**Information shown**
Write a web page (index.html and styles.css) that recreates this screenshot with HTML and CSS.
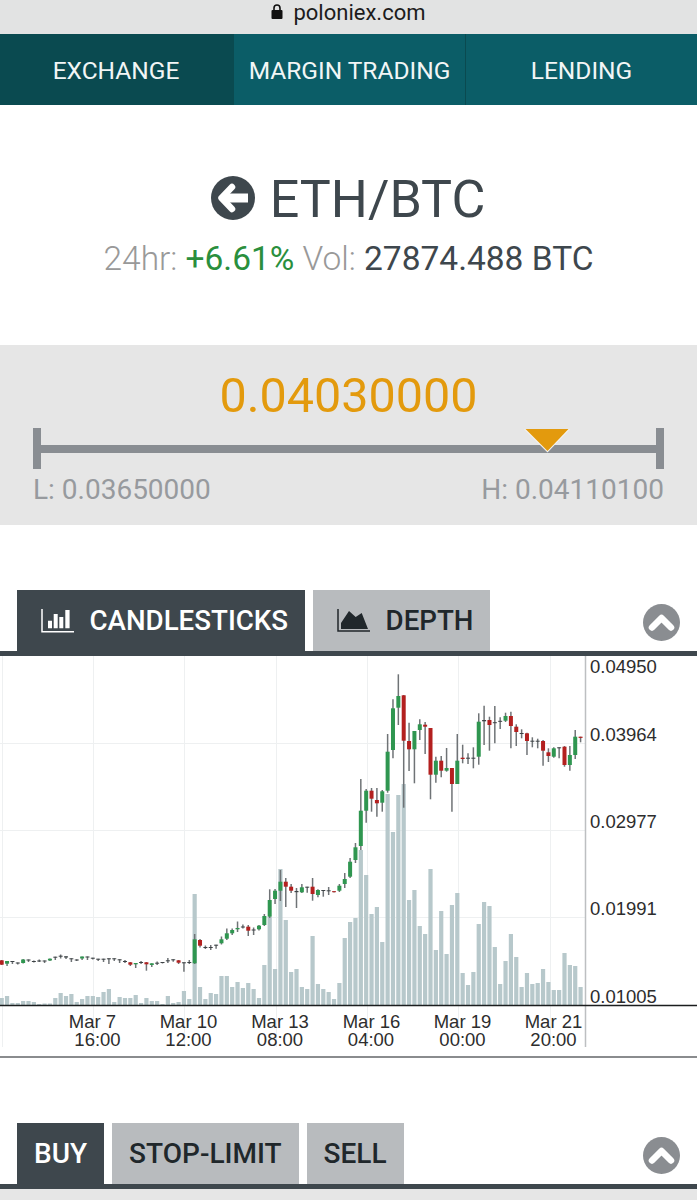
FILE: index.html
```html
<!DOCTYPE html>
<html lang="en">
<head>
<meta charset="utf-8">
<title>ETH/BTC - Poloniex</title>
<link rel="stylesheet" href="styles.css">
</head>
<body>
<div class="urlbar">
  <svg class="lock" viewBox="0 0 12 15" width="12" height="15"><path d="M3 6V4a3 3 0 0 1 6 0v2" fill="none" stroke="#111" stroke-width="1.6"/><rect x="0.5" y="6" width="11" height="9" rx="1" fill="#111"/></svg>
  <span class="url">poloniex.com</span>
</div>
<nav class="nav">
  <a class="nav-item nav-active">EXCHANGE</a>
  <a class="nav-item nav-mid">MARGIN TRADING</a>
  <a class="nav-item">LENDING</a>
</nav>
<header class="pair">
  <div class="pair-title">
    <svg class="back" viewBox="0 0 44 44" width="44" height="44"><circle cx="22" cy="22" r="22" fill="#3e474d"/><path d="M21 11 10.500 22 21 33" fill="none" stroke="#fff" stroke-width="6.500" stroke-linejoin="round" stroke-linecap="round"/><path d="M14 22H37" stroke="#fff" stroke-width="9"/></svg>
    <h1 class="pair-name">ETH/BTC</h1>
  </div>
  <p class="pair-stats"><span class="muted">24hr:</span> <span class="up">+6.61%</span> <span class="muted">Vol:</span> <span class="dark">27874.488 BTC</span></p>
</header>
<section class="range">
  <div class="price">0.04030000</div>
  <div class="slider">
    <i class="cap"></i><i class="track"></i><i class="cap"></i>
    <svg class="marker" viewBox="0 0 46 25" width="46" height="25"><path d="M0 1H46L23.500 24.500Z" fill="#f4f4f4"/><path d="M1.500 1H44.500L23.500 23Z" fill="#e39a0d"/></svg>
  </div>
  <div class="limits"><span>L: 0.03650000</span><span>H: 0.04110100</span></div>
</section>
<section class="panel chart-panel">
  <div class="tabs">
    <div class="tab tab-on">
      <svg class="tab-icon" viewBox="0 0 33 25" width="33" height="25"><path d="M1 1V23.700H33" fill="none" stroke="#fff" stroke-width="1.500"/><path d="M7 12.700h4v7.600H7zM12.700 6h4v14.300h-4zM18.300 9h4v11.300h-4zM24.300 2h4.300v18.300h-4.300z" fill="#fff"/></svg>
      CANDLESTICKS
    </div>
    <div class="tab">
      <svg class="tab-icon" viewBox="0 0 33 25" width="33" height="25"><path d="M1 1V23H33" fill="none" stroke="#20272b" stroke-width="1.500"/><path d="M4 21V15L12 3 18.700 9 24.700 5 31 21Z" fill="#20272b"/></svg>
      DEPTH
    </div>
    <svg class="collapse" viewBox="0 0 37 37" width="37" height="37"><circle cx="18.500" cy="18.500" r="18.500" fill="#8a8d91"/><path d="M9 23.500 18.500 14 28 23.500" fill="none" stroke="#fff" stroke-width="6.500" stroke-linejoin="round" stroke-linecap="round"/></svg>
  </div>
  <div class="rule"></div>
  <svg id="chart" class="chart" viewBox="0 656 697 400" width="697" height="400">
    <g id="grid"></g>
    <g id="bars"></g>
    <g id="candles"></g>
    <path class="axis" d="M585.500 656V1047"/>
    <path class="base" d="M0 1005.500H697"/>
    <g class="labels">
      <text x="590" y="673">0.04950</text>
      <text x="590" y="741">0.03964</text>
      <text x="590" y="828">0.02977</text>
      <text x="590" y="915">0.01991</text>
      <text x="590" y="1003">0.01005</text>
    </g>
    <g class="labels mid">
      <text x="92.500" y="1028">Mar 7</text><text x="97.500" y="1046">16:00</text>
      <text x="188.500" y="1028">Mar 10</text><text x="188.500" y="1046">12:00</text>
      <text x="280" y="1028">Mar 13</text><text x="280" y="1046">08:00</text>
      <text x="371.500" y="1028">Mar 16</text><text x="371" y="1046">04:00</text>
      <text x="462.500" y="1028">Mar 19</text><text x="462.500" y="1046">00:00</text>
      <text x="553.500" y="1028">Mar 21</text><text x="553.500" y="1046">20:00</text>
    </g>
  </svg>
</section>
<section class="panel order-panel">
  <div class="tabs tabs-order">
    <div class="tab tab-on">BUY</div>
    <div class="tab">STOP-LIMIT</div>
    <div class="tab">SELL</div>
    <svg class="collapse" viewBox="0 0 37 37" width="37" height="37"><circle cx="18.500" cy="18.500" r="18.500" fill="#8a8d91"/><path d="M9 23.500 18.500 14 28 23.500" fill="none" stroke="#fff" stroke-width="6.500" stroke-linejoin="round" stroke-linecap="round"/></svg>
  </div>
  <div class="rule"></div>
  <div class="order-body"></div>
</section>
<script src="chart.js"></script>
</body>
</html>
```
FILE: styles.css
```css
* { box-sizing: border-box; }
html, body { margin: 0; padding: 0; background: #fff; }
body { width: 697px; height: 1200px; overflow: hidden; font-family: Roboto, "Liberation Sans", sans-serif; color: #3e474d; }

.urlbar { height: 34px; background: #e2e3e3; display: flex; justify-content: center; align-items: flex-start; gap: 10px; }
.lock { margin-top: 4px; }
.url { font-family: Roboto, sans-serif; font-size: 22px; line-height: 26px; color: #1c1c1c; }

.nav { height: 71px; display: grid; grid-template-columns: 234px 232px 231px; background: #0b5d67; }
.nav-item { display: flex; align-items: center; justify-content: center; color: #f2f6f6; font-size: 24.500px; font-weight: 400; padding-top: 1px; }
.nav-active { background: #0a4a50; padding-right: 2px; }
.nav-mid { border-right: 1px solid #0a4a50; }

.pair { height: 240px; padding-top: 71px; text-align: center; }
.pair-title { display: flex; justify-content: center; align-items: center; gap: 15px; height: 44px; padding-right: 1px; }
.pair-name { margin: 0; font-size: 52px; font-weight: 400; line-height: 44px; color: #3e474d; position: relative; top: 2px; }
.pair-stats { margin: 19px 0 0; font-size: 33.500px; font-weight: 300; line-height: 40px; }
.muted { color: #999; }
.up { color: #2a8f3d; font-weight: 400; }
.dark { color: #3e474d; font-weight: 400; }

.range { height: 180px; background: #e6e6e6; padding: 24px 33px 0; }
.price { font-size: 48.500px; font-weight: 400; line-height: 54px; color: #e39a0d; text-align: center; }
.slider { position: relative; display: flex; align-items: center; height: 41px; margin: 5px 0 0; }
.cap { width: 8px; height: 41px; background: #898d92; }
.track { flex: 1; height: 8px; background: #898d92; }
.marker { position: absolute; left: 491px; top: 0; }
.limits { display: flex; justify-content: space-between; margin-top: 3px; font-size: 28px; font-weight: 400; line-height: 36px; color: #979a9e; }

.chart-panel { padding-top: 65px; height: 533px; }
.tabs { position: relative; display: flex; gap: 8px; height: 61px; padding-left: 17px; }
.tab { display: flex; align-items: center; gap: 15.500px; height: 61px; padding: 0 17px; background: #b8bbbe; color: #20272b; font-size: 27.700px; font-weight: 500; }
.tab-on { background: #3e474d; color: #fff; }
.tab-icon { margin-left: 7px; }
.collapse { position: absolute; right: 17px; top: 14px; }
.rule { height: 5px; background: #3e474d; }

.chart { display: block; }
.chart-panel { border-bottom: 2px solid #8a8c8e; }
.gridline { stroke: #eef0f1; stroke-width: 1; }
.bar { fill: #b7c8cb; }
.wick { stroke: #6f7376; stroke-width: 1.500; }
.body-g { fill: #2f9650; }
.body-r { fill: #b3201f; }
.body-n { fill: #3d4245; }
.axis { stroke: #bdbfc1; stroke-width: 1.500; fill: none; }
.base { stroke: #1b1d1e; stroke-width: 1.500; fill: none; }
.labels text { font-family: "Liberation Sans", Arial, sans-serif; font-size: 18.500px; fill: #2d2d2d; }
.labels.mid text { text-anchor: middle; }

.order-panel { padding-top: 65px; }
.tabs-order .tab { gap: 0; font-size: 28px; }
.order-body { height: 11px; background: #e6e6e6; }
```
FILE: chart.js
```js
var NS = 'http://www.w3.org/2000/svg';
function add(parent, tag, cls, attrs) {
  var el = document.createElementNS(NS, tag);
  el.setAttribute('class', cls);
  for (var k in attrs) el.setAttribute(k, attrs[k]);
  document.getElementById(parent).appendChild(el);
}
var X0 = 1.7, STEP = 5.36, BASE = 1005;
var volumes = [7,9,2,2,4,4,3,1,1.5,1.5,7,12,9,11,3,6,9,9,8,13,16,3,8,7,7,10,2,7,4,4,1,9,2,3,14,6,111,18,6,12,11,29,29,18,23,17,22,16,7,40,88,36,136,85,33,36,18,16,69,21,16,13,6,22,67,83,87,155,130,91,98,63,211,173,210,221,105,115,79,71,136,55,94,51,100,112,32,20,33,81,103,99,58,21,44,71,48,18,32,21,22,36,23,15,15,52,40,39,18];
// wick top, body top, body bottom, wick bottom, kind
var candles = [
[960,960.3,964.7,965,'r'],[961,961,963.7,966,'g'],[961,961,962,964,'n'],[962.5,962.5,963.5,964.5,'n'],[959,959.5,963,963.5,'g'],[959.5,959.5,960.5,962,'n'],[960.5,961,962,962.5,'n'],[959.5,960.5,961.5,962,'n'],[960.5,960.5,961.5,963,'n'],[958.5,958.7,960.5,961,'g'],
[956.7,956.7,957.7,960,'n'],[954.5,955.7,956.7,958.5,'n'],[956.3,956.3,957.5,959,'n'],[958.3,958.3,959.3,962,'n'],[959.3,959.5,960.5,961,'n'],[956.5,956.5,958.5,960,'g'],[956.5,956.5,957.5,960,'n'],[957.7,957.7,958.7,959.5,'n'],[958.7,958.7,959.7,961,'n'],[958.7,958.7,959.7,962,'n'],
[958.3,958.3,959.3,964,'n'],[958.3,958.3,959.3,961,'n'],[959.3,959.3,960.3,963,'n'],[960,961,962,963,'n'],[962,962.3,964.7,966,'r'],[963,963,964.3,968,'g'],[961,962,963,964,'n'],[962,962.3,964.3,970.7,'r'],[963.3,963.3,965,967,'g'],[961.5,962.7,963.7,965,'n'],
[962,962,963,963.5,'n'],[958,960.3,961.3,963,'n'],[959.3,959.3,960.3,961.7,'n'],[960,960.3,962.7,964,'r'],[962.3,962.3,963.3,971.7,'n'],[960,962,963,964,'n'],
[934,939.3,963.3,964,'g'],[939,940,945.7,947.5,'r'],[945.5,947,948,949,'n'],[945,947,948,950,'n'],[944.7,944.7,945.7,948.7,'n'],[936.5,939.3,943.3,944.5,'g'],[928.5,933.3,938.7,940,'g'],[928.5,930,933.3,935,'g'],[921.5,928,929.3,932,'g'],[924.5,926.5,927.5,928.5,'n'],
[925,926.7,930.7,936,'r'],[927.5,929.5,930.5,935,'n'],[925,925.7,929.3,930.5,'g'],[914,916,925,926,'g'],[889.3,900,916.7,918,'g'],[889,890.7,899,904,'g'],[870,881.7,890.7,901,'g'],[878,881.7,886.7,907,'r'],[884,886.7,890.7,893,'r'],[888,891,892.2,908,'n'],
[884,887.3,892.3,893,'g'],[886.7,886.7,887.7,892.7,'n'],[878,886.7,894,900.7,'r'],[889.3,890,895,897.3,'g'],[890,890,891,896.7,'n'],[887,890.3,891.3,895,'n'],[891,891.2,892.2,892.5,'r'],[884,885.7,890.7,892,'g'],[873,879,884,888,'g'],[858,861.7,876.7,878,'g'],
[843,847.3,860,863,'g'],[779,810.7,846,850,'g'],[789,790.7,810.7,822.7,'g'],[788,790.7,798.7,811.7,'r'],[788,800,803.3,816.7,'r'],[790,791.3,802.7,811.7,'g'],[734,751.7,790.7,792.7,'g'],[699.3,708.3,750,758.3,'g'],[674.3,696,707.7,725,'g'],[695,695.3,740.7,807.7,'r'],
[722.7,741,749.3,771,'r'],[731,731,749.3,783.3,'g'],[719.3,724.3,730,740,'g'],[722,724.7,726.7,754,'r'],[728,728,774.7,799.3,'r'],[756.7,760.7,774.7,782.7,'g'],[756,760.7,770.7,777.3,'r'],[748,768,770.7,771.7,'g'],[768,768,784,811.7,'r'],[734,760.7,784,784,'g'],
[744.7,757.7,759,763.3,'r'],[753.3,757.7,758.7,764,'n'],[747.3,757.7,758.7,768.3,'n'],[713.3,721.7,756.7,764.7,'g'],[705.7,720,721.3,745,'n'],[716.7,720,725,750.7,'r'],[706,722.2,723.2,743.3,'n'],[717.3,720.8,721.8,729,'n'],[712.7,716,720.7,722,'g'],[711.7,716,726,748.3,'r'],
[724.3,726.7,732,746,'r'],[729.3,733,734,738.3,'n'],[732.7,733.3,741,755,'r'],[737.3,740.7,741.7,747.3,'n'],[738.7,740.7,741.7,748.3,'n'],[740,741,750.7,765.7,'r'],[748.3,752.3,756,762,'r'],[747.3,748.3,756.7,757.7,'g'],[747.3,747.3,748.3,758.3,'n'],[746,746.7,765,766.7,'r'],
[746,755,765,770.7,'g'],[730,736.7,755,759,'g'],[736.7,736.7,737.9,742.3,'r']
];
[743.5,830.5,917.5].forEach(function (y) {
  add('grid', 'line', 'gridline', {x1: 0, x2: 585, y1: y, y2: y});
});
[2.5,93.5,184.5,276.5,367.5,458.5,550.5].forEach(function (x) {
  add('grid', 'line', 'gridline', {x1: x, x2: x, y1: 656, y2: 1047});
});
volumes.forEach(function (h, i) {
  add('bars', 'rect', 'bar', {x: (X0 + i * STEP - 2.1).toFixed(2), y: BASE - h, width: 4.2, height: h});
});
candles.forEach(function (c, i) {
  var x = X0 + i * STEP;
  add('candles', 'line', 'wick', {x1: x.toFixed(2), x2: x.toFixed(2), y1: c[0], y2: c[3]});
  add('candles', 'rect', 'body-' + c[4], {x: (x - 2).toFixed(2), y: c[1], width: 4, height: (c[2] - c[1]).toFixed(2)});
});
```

**Task description**
Write out every line of the listing that holds the word "index".

**Answer for this exercise**
Write a web page (index.html and styles.css) that recreates this screenshot with HTML and CSS.
FILE: index.html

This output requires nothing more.